PIM & POM: THE BIG ADVENTURE
West Coast premiere!
Sunday, February 1, 11am
(Gioia Smid, the Netherlands, animation, 2014, 70 min)
Ages 3+. In English.
Two cats, Pim and Pom, are best friends who live together with “The Lady.” But one day, the lady’s nieces come to visit, and they take the cats to the park for a picnic. However, what they really want to do is keep Pim and Pom for themselves, and they’ve come up with a plan to “cat-nap” them!
The kitties manage to escape the girls’ clutches, but soon, they are tired, lost, and hungry. Just then, a band of alley cats appears to show them the ropes of surviving on the streets. Will Pim and Pom ever be able to stay together and find their way home? A musical, gentle and yet action-packed film about the power of friendship, with a stylish 1960s look that will make Mom and Dad smile, too.

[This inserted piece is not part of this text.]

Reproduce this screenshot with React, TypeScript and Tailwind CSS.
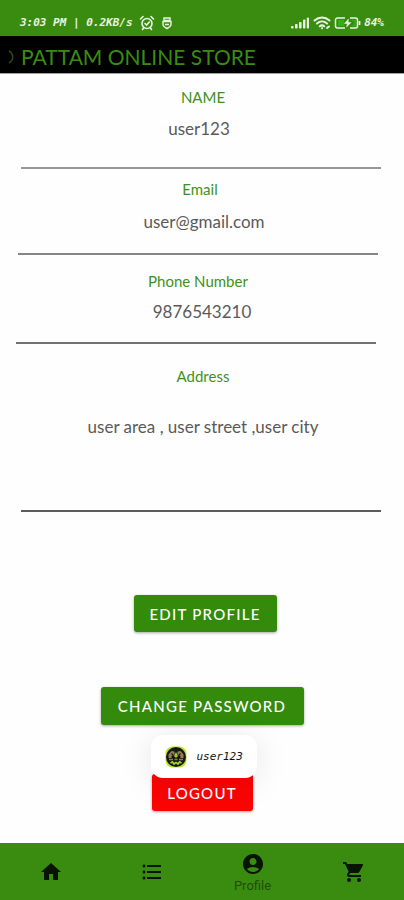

Note for parents: This is a film made for very young children, but the plot is about two lost cats who sometimes face dangers as they try to find their way home. Some scenes might be too intense for the most extremely sensitive young viewers. But it won’t spoil anything to say the movie has a very happy ending!
Screens with LAMI (Christophe and Oliver Defaye, Japan, animation, 2013, 2:30 min).
Nicolas, the son and grandson of fishermen, lives with his mom and sister in a village overlooking the sea. A terrible storm snatched his father a few years earlier, and Nicolas must not only deal with his loss, but also the slow disintegration of his grandfather, Jérémie, who has started drinking too much to ease the pain of the death of his son.
Summer vacation is the chance for Nicholas to resume his greatest pleasure: playing baseball with his friends. But a big obstacle greets the kids who assemble at the village baseball field: the town council has decided to convert the field into a municipal dump.
With Nicolas as their leader, the village kids will resist the mayor’s machinations with ferocity and, much to their surprise, they will also receive the support of Jérémie and his old buddies.
Notes for parents: This uplifting film includes a few coarse words and a frank depiction of an alcoholic but loving grandfather.